The Federal Government had spent over €8 billion over 34 years and would require another €2 billion to complete the remaining two per cent of the plant.

South Korea, which started its steel construction around the same time with Ajaokuta steel now has a revenue base of over N60 billion dollars per annum and employed over 65,000 staff.

Ajaokuta steel would have done better if it had started production.

According to World Steel Association (WSA) report, South Africa and Egypt produced 6.1 and 5.0 million tonnes of steel in 2016, while South Africa is the 22nd on the list of countries on steel production, Egypt is the 27th.

China, the world’s largest steel producer topped the chart with a production of 808.4 million tonnes, representing about 50 per cent of global steel output for 2016, as Japan and India produced 104.8 and 95.6 million tonnes of crude steel to maintain the second and third position on the list.

Virtually all the nations that are playing big globally have enhanced capacities for steel production.

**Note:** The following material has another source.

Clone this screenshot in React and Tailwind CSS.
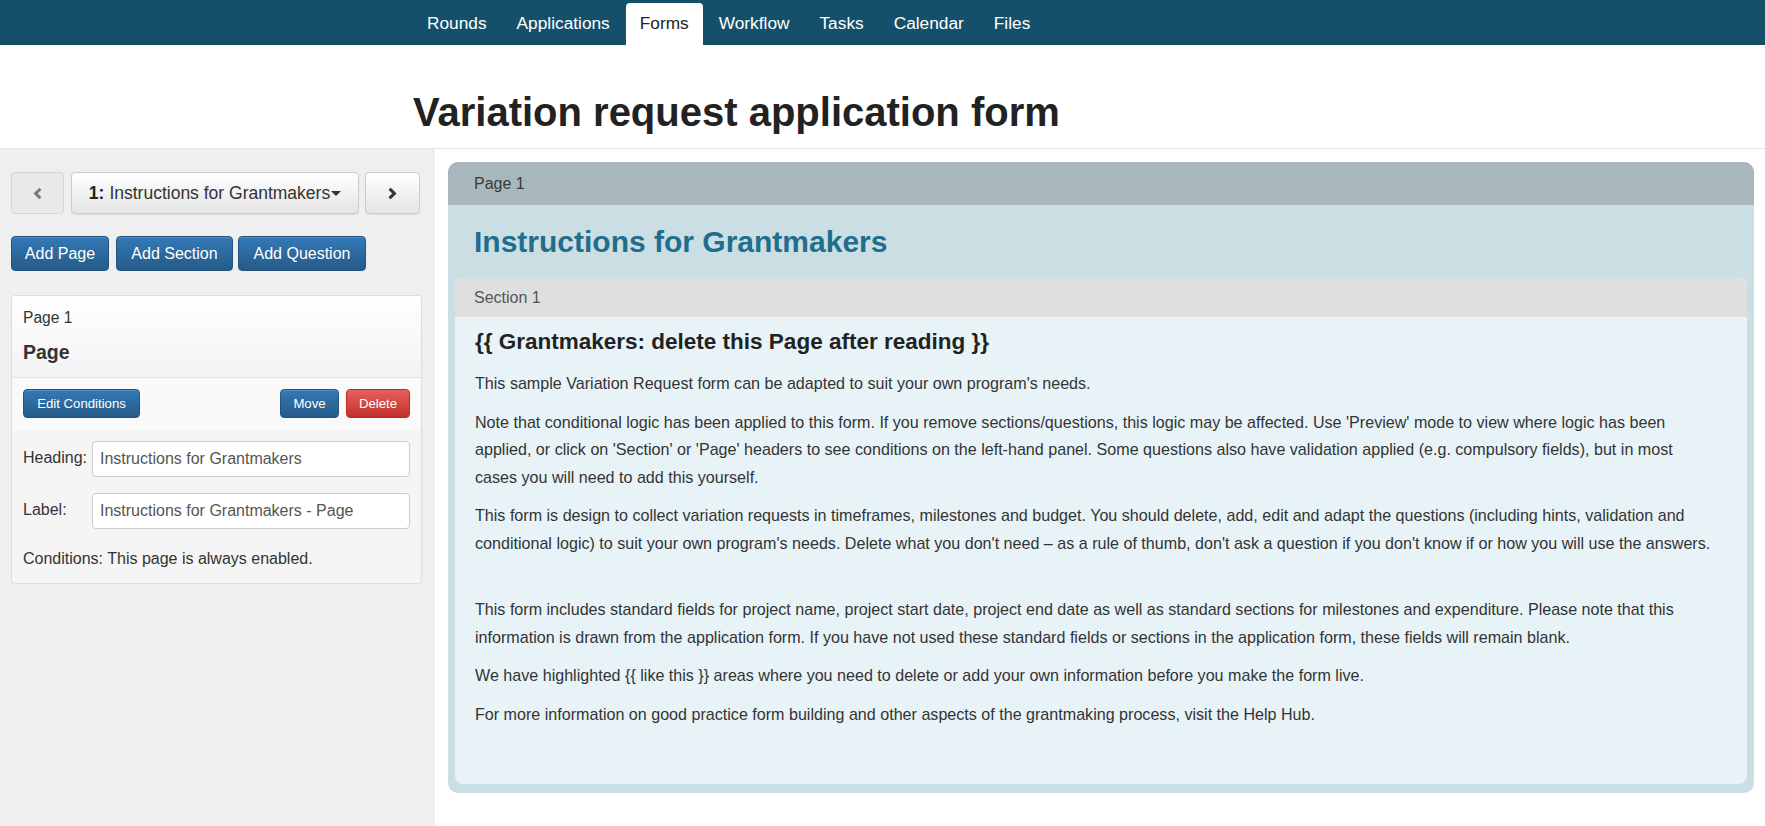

Even those that do not have any of the key mineral inputs needed for steelmaking had over the years developed the capacity to produce steel.

Japan and South Korea, for instance, have no mineral resource for iron and steel, but they rank among the world top 10 countries in steel production.

Nigeria that is blessed with raw materials, such as iron ore, coal, natural gas and limestones needed for the manufacture of steel is still struggling with what to do with the dormant plant.

In June 2003, former President Olusegun Obasanjo conceded Ajaokuta steel to Messrs SOLGAS ENERGY of USA on a 10-year tenure; in August 2004, the Federal Government terminated the SOLGAS Agreement due to non-performance.

Between 2004 and 2005, the Obasanjo administration, again, granted another concession to Global Infrastructure Nigeria Limited (GINL) an India company for the operation of Ajaokuta steel and the Nigeria Iron Ore Mining Company (NIOMCO) at Itakpe in Kogi.

However, the Indian company did not live up to the government’s expectation in managing the two companies.

Consequently, the administration of former President, the late Umaru Yar’Adua, was compelled to revoke the contract in April 2008 without meeting the requirements of the clauses built into the agreement.

The Indian company thereafter took the Federal Government to arbitration court in London, which also crippled the two firms.

In 2016, President Muhammadu Buhari fulfilled his campaign promise on Ajaokuta steel by settling the legal bottleneck surrounding the companies out of court.

However, the Federal Government signed modified concession agreement with GINL to enable the firm to retain the National Iron Ore Mining Company, Itakpe.

The modified seven-year concession agreement was signed on August 1, 2016, while the Federal Government took over the Ajaokuta steel.

While the Federal Government was planning to reconcession Ajaokuta steel again, stakeholders in the Nigerian Metallurgical Society urged it to complete the remaining two per cent and operate the plant for few years before concessioning it.

The stakeholders also urged government to provide clear and articulated plan for the development and growth of metal production sector as the struggle for functional steel company in Nigeria continued.